### WHAT TO DO:
Spot each line that carries the word "components"; copy those lines.

### DATA ROWS:
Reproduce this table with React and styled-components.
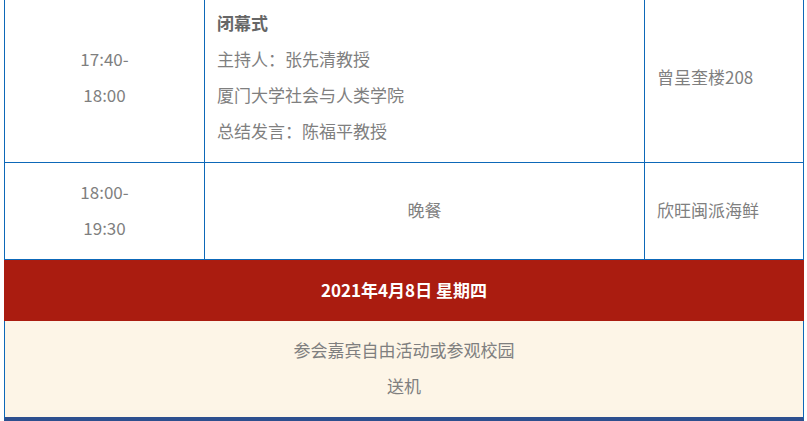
import React from "react";
import styled, { createGlobalStyle } from "styled-components";

const Global = createGlobalStyle`
  html, body { margin: 0; padding: 0; background: #ffffff; overflow: hidden; }
  body { font-family: "Noto Sans CJK SC", "Noto Sans", sans-serif; }
`;

const BLUE = "#0d68b8";

const Schedule = styled.div`
  width: 800px;
  margin: -7px 0 0 4px;
  font-size: 17px;
  line-height: 36px;
  color: #7f7f7f;
`;

const Row = styled.div`
  display: grid;
  grid-template-columns: 200px 440px 158px;
  border-left: 1px solid ${BLUE};
  border-right: 1px solid ${BLUE};
  border-bottom: 1px solid ${BLUE};
  ${(p) => (p.$first ? `border-top: 1px solid ${BLUE};` : "")}
`;

const Cell = styled.div`
  display: flex;
  flex-direction: column;
  justify-content: center;
  padding: 11px 12px 13px;
  box-sizing: border-box;
  text-align: ${(p) => p.$align || "left"};
  align-items: ${(p) => (p.$align === "center" ? "center" : "flex-start")};
  ${(p) => (p.$divider ? `border-right: 1px solid ${BLUE};` : "")}
`;

const Line = styled.div`
  white-space: nowrap;
  font-weight: ${(p) => (p.$bold ? 700 : 400)};
  color: ${(p) => (p.$bold ? "#666666" : "#7f7f7f")};
`;

const DateBand = styled.div`
  height: 61px;
  padding-bottom: 1px;
  box-sizing: border-box;
  background: #aa1c10;
  color: #ffffff;
  font-weight: 700;
  font-size: 17px;
  display: flex;
  align-items: center;
  justify-content: center;
`;

const Notes = styled.div`
  background: #fdf5e7;
  border-left: 1px solid ${BLUE};
  border-right: 1px solid ${BLUE};
  border-bottom: 4px solid #2d4f8e;
  padding: 11px 12px 13px;
  text-align: center;
`;

export default function App() {
  return (
    <>
      <Global />
      <Schedule>
        <Row $first>
          <Cell $align="center" $divider>
            <Line>17:40-</Line>
            <Line>18:00</Line>
          </Cell>
          <Cell $divider>
            <Line $bold>闭幕式</Line>
            <Line>主持人：张先清教授</Line>
            <Line>厦门大学社会与人类学院</Line>
            <Line>总结发言：陈福平教授</Line>
          </Cell>
          <Cell>
            <Line>曾呈奎楼208</Line>
          </Cell>
        </Row>
        <Row>
          <Cell $align="center" $divider>
            <Line>18:00-</Line>
            <Line>19:30</Line>
          </Cell>
          <Cell $align="center" $divider>
            <Line>晚餐</Line>
          </Cell>
          <Cell>
            <Line>欣旺闽派海鲜</Line>
          </Cell>
        </Row>
        <DateBand>2021年4月8日 星期四</DateBand>
        <Notes>
          <Line>参会嘉宾自由活动或参观校园</Line>
          <Line>送机</Line>
        </Notes>
      </Schedule>
    </>
  );
}
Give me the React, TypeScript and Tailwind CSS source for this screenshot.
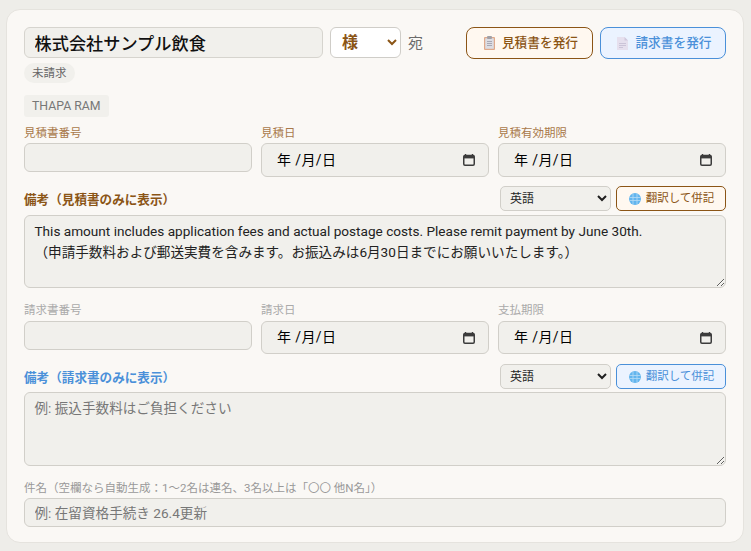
import React from "react";

const font = { fontFamily: '"Roboto","Noto Sans CJK JP",sans-serif' };

function ClipIcon() {
  return (
    <svg width="11" height="14" viewBox="0 0 11 14" className="shrink-0">
      <rect x="0" y="1" width="11" height="13" rx="1" fill="#dfa98a" />
      <rect x="1.2" y="2.2" width="8.6" height="10.6" fill="#dcdde3" />
      <rect x="3" y="0" width="5" height="3" rx="1" fill="#a2a0a6" />
      <path d="M3 5.5h5M3 7.5h5M3 9.5h5" stroke="#a9a8b4" strokeWidth="1" />
    </svg>
  );
}

function DocIcon() {
  return (
    <svg width="11" height="13" viewBox="0 0 11 13" className="shrink-0">
      <path d="M0 0h7.5l3.5 3.5V13H0z" fill="#e6e0ee" />
      <path d="M7.5 0l3.5 3.5H7.5z" fill="#cfc8dc" />
      <path d="M2 6.5h7M2 8.5h7M2 10.5h4" stroke="#cbc4d8" strokeWidth="1" />
    </svg>
  );
}

function GlobeIcon() {
  return (
    <svg width="12" height="12" viewBox="0 0 12 12" className="shrink-0">
      <circle cx="6" cy="6" r="6" fill="#62b5ee" />
      <path d="M0.5 4.5h11M0.5 7.5h11M4 0.8v10.4M8 0.8v10.4" stroke="#b6dcf5" strokeWidth="0.8" fill="none" />
    </svg>
  );
}

function CalendarIcon() {
  return (
    <svg width="12" height="12" viewBox="0 0 12 12" className="shrink-0">
      <path d="M2.5 0v2M9.5 0v2" stroke="#3c3c3c" strokeWidth="1.4" />
      <rect x="0.75" y="1.5" width="10.5" height="9.75" rx="1.2" fill="none" stroke="#3c3c3c" strokeWidth="1.5" />
      <rect x="0.75" y="2" width="10.5" height="2.4" fill="#3c3c3c" />
    </svg>
  );
}

function DateField({ label, labelClass, heightClass, gapClass }: { label: string; labelClass: string; heightClass: string; gapClass: string }) {
  return (
    <div className="flex flex-col">
      <label className={`h-[16px] text-[11.5px] leading-[16px] ${gapClass} ${labelClass}`}>{label}</label>
      <div className={`flex w-full items-center justify-between rounded-md border border-[#d1cfc9] bg-[#f1f0ec] pl-[15px] pr-[13px] text-[14px] tracking-[0.4px] text-black ${heightClass}`}>
        <span className="whitespace-pre">年 /月/日</span>
        <CalendarIcon />
      </div>
    </div>
  );
}

function TextField({ label, labelClass, gapClass }: { label: string; labelClass: string; gapClass: string }) {
  return (
    <div className="flex flex-col">
      <label className={`h-[16px] text-[11.5px] leading-[16px] ${gapClass} ${labelClass}`}>{label}</label>
      <input
        type="text"
        className="h-[29px] w-full rounded-md border border-[#d1cfc9] bg-[#f1f0ec] px-[10px] text-[13.6px] outline-none"
        style={font}
      />
    </div>
  );
}

function TranslateRow({ title, titleClass, btnClass, textClass }: { title: string; titleClass: string; btnClass: string; textClass: string }) {
  return (
    <div className="flex h-[26px] items-start justify-between">
      <span className={`mt-[4px] text-[12.6px] font-bold leading-[20px] ${titleClass}`}>{title}</span>
      <div className="flex items-start gap-[5px]">
        <select
          defaultValue="英語"
          className="h-[25px] w-[111px] rounded-[5px] border border-[#d1cfc9] bg-[#f1f0ec] pl-[5px] text-[12px] text-[#1f1f1f] outline-none"
          style={font}
        >
          <option>英語</option>
        </select>
        <button className={`flex h-[25px] w-[110px] items-center justify-center gap-[5px] rounded-[5px] border pl-[1px] text-[11.5px] ${btnClass}`}>
          <GlobeIcon />
          <span className={textClass}>翻訳して併記</span>
        </button>
      </div>
    </div>
  );
}

export default function App() {
  return (
    <div className="h-[551px] w-[751px] overflow-hidden bg-[#eeede9] pl-[6px] pr-[7px] pt-[9px]" style={font}>
      <div className="h-[534px] rounded-[14px] border border-[#e5e3de] bg-[#faf8f5] px-[17px] pt-[17px]">
        <div className="flex items-start">
          <input
            defaultValue="株式会社サンプル飲食"
            className="h-[31px] w-[299px] rounded-md border border-[#d6d4ce] bg-[#f1f0ec] px-[9.5px] text-[17.2px] font-medium text-[#111] outline-none"
            style={font}
          />
          <select
            defaultValue="様"
            className="ml-[7px] h-[31px] w-[71px] rounded-md border border-[#cfcdc8] bg-white pl-[7px] text-[16px] font-bold text-[#8b5516] outline-none"
            style={font}
          >
            <option>様</option>
          </select>
          <span className="ml-[7px] mt-[6px] text-[15px] leading-[20px] text-[#6b6b6b]">宛</span>
          <div className="ml-auto flex gap-[7px]">
            <button className="flex h-[32px] w-[127px] items-center justify-center gap-[7px] rounded-lg border border-[#8b5516] bg-[#fff8f0] pl-[3px] text-[12.7px] font-medium text-[#8b5516]">
              <ClipIcon />
              見積書を発行
            </button>
            <button className="flex h-[32px] w-[126px] items-center justify-center gap-[7px] rounded-lg border border-[#4a90d9] bg-[#ebf3ff] pl-[3px] text-[12.7px] font-medium text-[#4a90d9]">
              <DocIcon />
              請求書を発行
            </button>
          </div>
        </div>

        <div className="mt-[4px] flex">
          <span className="flex h-[20px] items-center rounded-full bg-[#f1f0ec] px-[8px] pt-[1px] text-[11.5px] text-[#666]">未請求</span>
        </div>
        <div className="mt-[12px] flex">
          <span className="flex h-[22px] items-center rounded-[3px] bg-[#f1f0ec] px-[8px] pt-[1px] text-[12.3px] text-[#777]">THAPA RAM</span>
        </div>

        <div className="mt-[8px] grid grid-cols-3 gap-[9px]">
          <TextField label="見積書番号" labelClass="text-[#a9794a]" gapClass="mb-[2px]" />
          <DateField label="見積日" labelClass="text-[#a9794a]" heightClass="h-[34px]" gapClass="mb-[2px]" />
          <DateField label="見積有効期限" labelClass="text-[#a9794a]" heightClass="h-[34px]" gapClass="mb-[2px]" />
        </div>

        <div className="mt-[9px]">
          <TranslateRow title="備考（見積書のみに表示）" titleClass="text-[#8b5516]" btnClass="border-[#8b5516] bg-[#fff8f0]" textClass="text-[#8b5516]" />
        </div>
        <textarea
          defaultValue={"This amount includes application fees and actual postage costs. Please remit payment by June 30th.\n（申請手数料および郵送実費を含みます。お振込みは6月30日までにお願いいたします。）"}
          className="mt-[3px] block h-[73px] w-full rounded-md border border-[#d1cfc9] bg-[#f1f0ec] px-[9.5px] py-[5px] text-[13.6px] leading-[21px] text-[#222] outline-none"
          style={font}
        />

        <div className="mt-[14px] grid grid-cols-3 gap-[9px]">
          <TextField label="請求書番号" labelClass="text-[#aaa]" gapClass="mb-[3px]" />
          <DateField label="請求日" labelClass="text-[#aaa]" heightClass="h-[33px]" gapClass="mb-[3px]" />
          <DateField label="支払期限" labelClass="text-[#aaa]" heightClass="h-[33px]" gapClass="mb-[3px]" />
        </div>

        <div className="mt-[10px]">
          <TranslateRow title="備考（請求書のみに表示）" titleClass="text-[#4a90d9]" btnClass="border-[#4a90d9] bg-[#ebf3ff]" textClass="text-[#4a90d9]" />
        </div>
        <textarea
          placeholder="例: 振込手数料はご負担ください"
          className="mt-[2px] block h-[74px] w-full rounded-md border border-[#d1cfc9] bg-[#f1f0ec] px-[9.5px] py-[5px] text-[13.6px] leading-[21px] outline-none placeholder:text-[#777]"
          style={font}
        />

        <div className="mt-[14px] h-[16px] text-[11.5px] leading-[16px] text-[#999]">件名（空欄なら自動生成：1〜2名は連名、3名以上は「〇〇 他N名」）</div>
        <input
          placeholder="例: 在留資格手続き 26.4更新"
          className="mt-[2px] block h-[29px] w-full rounded-md border border-[#d1cfc9] bg-[#f1f0ec] px-[9.5px] text-[13.6px] outline-none placeholder:text-[#777]"
          style={font}
        />
      </div>
    </div>
  );
}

### ANSWER IN FULL:
Reproduce this table with React and styled-components.
import styled, { createGlobalStyle } from "styled-components";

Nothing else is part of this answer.